--- Data in this exercise ---

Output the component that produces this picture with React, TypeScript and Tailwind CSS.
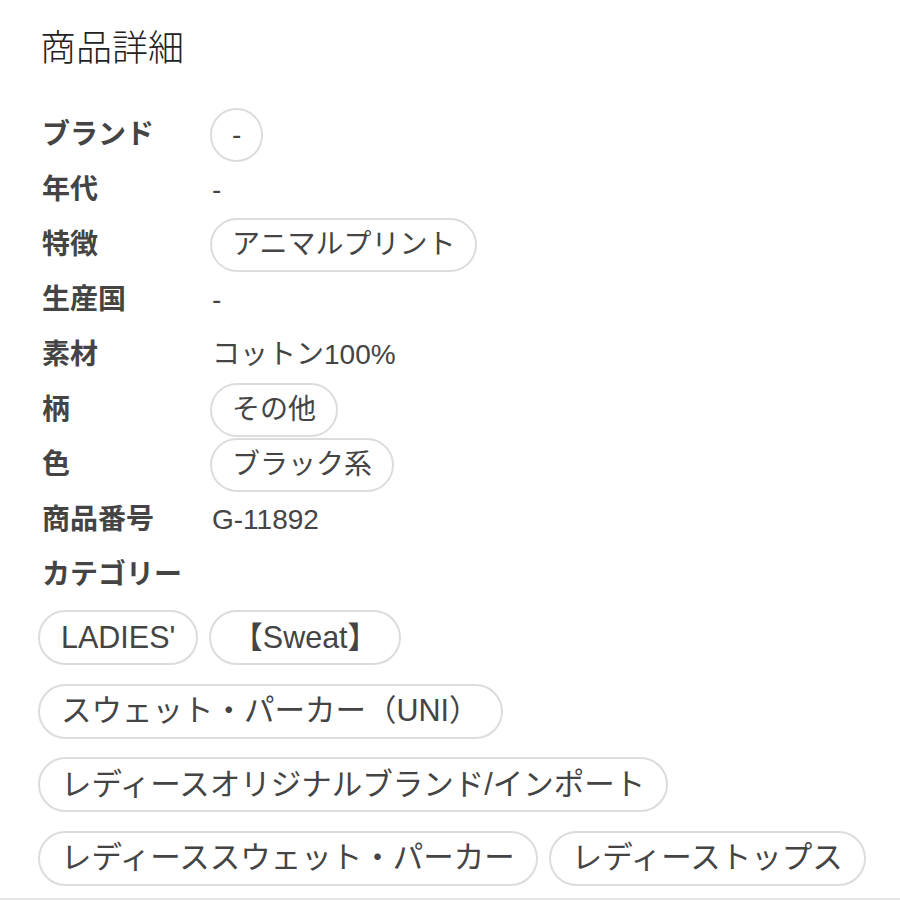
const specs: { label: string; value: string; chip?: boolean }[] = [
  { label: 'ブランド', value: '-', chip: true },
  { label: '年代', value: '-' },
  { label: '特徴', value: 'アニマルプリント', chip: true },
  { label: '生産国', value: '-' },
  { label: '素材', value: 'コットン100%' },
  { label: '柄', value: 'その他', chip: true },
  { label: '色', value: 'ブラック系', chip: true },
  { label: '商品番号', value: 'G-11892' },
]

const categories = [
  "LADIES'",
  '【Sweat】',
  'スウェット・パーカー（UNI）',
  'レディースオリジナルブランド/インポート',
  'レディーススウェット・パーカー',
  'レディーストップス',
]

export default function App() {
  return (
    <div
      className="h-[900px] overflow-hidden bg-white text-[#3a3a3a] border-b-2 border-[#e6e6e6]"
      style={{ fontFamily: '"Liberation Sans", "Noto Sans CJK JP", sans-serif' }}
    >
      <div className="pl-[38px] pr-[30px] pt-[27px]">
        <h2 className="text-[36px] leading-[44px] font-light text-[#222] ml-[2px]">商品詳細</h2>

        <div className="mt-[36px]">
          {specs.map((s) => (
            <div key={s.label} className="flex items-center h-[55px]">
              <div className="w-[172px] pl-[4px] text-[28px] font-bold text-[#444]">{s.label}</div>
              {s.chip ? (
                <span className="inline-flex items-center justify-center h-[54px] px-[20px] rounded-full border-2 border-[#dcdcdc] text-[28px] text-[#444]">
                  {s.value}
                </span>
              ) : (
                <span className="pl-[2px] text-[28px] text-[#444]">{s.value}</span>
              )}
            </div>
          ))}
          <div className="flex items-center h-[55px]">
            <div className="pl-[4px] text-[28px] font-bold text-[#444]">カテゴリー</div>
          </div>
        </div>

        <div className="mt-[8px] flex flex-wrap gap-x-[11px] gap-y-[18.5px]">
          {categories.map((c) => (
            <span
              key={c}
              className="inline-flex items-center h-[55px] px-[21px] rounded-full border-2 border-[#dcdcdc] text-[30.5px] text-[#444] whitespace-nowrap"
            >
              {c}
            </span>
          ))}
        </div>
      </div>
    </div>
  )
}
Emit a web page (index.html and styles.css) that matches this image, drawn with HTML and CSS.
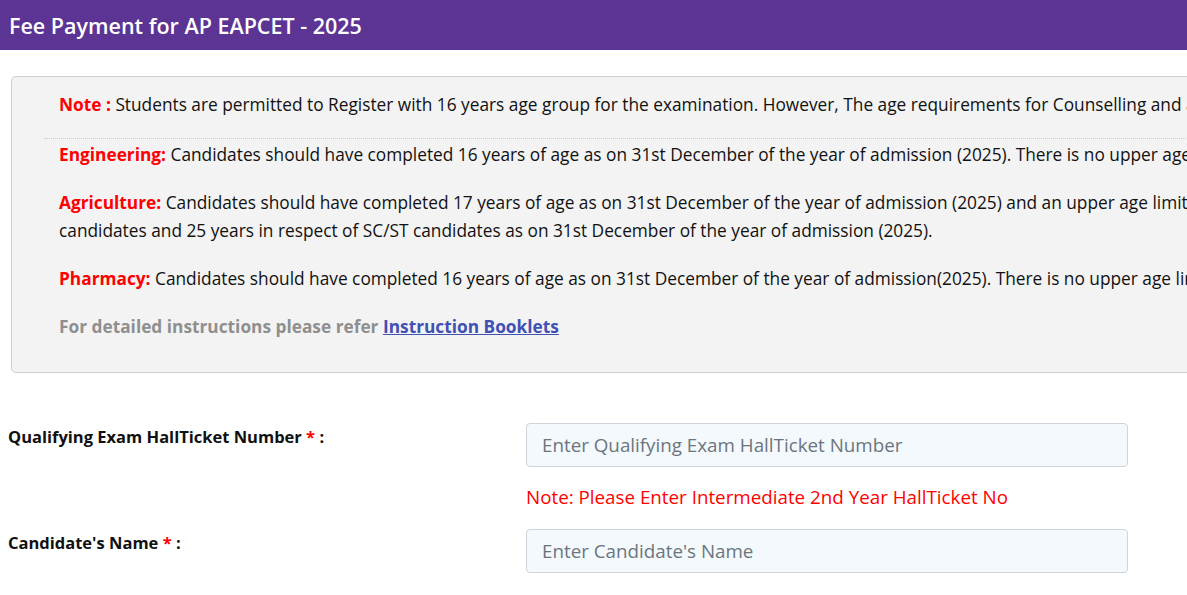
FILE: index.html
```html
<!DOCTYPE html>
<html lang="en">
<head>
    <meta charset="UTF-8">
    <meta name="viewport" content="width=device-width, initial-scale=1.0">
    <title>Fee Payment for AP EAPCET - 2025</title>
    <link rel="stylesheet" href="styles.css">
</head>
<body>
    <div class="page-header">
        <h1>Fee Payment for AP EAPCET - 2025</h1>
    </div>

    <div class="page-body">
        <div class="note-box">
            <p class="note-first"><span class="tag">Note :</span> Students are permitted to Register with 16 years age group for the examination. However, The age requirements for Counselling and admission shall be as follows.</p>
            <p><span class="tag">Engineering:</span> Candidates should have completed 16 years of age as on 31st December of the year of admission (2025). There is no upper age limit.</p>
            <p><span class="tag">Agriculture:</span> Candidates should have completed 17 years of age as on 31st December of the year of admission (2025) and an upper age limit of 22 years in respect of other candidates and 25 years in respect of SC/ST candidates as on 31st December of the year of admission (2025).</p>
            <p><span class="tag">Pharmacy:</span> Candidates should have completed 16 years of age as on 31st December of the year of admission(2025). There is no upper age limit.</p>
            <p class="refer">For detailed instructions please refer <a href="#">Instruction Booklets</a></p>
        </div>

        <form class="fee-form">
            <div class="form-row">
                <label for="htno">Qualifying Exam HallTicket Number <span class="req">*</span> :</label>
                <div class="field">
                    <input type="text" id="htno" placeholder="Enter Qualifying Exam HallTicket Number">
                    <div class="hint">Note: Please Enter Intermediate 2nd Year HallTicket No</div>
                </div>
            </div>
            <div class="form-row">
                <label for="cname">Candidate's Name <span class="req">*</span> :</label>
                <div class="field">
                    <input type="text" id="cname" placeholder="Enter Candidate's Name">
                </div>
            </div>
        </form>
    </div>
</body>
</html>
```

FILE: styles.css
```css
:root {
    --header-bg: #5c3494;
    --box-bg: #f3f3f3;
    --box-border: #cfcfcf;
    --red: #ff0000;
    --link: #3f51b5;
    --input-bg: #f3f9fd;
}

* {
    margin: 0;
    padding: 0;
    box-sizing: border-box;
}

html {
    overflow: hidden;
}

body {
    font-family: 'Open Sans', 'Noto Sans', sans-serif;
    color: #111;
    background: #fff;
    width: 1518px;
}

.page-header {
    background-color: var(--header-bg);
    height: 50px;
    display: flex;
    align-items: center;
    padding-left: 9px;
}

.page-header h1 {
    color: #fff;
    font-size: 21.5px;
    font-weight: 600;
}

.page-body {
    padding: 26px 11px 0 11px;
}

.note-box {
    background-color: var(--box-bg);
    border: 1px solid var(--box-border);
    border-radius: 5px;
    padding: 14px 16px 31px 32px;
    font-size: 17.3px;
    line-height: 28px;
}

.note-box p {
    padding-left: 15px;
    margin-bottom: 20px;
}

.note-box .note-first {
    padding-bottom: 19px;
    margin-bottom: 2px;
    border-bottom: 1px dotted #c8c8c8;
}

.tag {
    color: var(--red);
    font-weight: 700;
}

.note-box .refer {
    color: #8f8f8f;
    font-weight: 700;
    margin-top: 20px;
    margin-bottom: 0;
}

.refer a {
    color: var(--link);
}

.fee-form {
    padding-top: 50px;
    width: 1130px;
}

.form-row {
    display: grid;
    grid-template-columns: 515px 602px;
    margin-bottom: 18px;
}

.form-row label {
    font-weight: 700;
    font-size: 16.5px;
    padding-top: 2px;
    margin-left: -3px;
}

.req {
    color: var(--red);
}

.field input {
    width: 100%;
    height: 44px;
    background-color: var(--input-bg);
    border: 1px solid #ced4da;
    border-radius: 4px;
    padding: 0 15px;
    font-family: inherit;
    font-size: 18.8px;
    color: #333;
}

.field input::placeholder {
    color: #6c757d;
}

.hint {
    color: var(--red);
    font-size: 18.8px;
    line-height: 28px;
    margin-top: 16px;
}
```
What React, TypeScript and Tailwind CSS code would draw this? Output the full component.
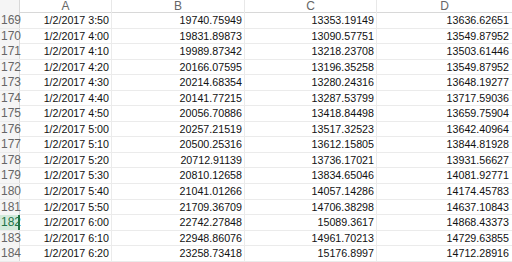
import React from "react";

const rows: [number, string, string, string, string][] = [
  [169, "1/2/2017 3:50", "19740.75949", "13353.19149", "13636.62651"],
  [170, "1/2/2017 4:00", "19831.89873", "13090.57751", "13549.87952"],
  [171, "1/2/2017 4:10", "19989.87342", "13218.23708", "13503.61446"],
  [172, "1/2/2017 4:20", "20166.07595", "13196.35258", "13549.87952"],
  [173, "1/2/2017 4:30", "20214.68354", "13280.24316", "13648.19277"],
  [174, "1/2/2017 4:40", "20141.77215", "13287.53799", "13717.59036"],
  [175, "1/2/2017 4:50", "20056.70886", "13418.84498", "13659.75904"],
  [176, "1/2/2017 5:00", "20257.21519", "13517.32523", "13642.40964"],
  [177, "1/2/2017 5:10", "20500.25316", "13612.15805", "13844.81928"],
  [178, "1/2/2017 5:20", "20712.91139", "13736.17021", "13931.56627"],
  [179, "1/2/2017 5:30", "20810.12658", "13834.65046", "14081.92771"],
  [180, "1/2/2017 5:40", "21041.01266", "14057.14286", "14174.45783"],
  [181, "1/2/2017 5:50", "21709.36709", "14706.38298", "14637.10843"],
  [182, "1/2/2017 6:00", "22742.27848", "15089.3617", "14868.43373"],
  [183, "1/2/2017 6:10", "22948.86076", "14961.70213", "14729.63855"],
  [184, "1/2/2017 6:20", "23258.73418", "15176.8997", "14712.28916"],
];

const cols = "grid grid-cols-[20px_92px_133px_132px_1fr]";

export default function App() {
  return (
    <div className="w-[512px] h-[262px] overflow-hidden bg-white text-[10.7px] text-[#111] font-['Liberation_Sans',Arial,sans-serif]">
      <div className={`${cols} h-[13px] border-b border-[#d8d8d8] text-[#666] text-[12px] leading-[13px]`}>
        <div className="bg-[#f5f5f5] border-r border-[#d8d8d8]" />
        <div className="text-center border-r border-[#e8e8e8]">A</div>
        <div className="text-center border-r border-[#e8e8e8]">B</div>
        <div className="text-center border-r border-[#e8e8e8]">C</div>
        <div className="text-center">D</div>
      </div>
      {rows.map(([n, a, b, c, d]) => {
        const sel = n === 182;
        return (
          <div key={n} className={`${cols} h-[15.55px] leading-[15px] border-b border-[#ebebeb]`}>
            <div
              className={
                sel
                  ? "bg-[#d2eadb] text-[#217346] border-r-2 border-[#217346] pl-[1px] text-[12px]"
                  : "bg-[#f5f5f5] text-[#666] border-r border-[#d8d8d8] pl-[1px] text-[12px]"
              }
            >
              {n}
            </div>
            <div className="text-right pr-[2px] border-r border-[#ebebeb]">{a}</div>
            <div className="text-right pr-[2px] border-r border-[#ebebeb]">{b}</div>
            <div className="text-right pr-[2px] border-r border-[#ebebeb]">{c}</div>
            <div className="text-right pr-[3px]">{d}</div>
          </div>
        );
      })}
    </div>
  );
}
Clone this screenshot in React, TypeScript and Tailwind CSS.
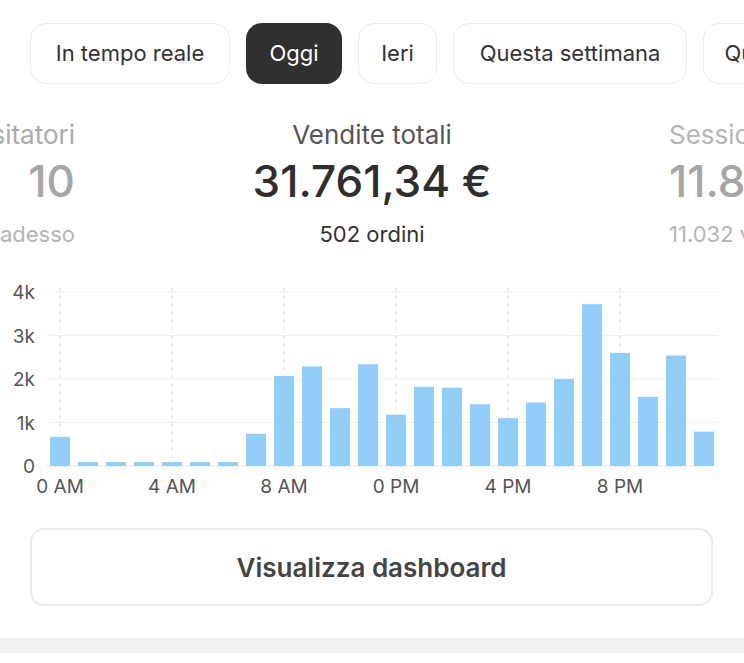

---

Task brief: Copy the records above from the first line through the line containing "leading-[44px] font-light text-[#222]", both included, and leave out any pictures.

Reply:
Output the component that produces this picture with React, TypeScript and Tailwind CSS.
const specs: { label: string; value: string; chip?: boolean }[] = [
  { label: 'ブランド', value: '-', chip: true },
  { label: '年代', value: '-' },
  { label: '特徴', value: 'アニマルプリント', chip: true },
  { label: '生産国', value: '-' },
  { label: '素材', value: 'コットン100%' },
  { label: '柄', value: 'その他', chip: true },
  { label: '色', value: 'ブラック系', chip: true },
  { label: '商品番号', value: 'G-11892' },
]

const categories = [
  "LADIES'",
  '【Sweat】',
  'スウェット・パーカー（UNI）',
  'レディースオリジナルブランド/インポート',
  'レディーススウェット・パーカー',
  'レディーストップス',
]

export default function App() {
  return (
    <div
      className="h-[900px] overflow-hidden bg-white text-[#3a3a3a] border-b-2 border-[#e6e6e6]"
      style={{ fontFamily: '"Liberation Sans", "Noto Sans CJK JP", sans-serif' }}
    >
      <div className="pl-[38px] pr-[30px] pt-[27px]">
        <h2 className="text-[36px] leading-[44px] font-light text-[#222] ml-[2px]">商品詳細</h2>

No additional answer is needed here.